No parlamentarismo, como o chefe de governo provém do parlamento, ele tem de se submeter a esse órgão; assim, para adotar suas propostas políticas, o chefe de governo tem de negociar com cada um dos parlamentares, em arranjos que tendem a fazer-se a portas fechadas. Ao mesmo tempo, a figura do presidente da República tende a ser meramente decorativa, gerando um gasto público desnecessário e, portanto, injustificável.
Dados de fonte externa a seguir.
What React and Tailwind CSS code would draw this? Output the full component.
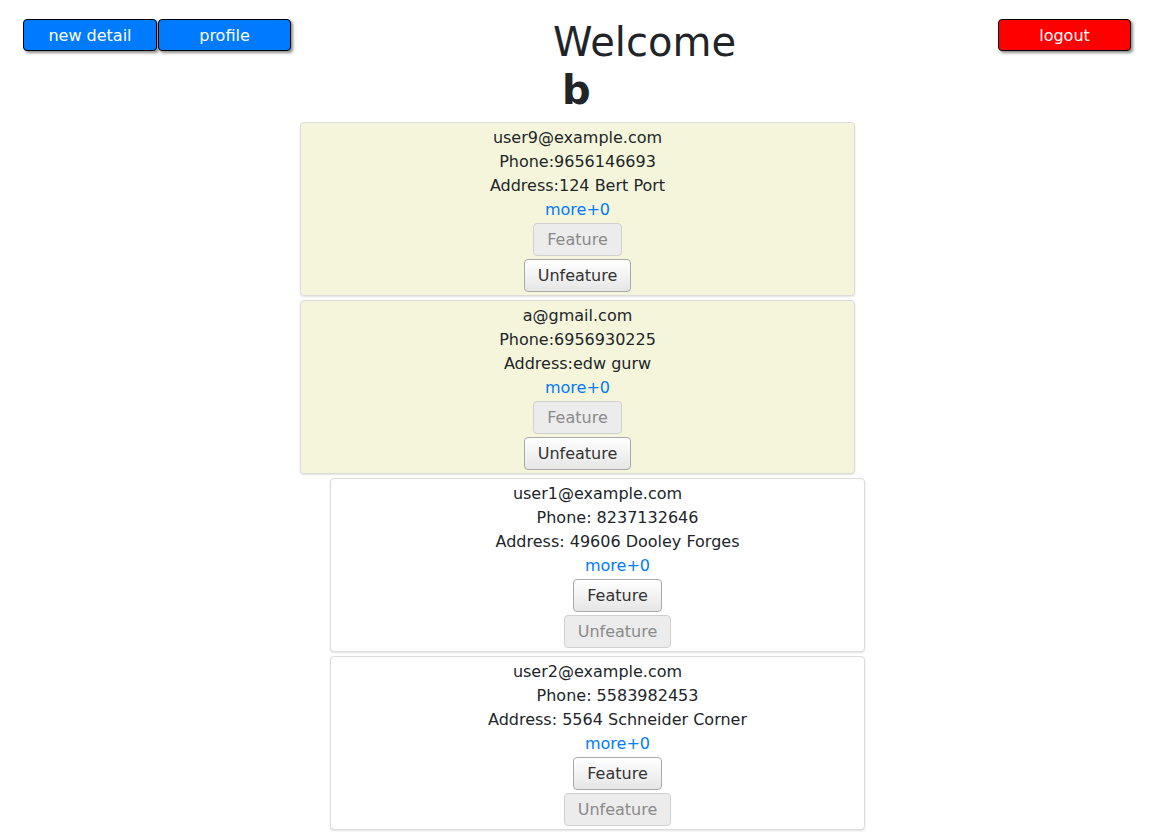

Do ponto de vista histórico, o parlamentarismo surgiu na Inglaterra da Idade Moderna com dois objetivos: minar o poder do rei como soberano e impor a vontade do localismo dos barões à vontade central do rei. Certamente nem estamos na Inglaterra nem temos mais monarquia, mas o fato é que esses dois objetivos do parlamentarismo são daninhos ao Brasil: o poder central é responsável (crescentemente) por um sem-número de políticas públicas importantes para o desenvolvimento e a justiça social; além disso, está claro que essas políticas públicas não podem ser dominadas nem minadas pelos localismos.
Por outro lado, não se pode dizer que no Brasil o “poder central” (o governo) é monolítico e impermeável aos clamores sociais, pois os presidentes têm de negociar com os partidos políticos as suas propostas, no que se chama de “presidencialismo de coalizão”. Aliás, como se sabe, uma das críticas ao presidencialismo seria precisamente a necessidade dessas negociações, que têm se mostrado daninhas ao interesse público: não se sabe como – e principalmente se – o parlamentarismo resolveria esse problema.
O parlamento deve atuar como porta-voz da sociedade e como fiscal do governo: que se deixe a tarefa de governar a quem é de direito, ou seja, ao presidente da República. Em outras palavras, é importante que se evite, mais uma vez, o perigo do parlamentarismo.
Gustavo Biscaia de Lacerda é doutor em Sociologia Política e sociólogo da UFPR.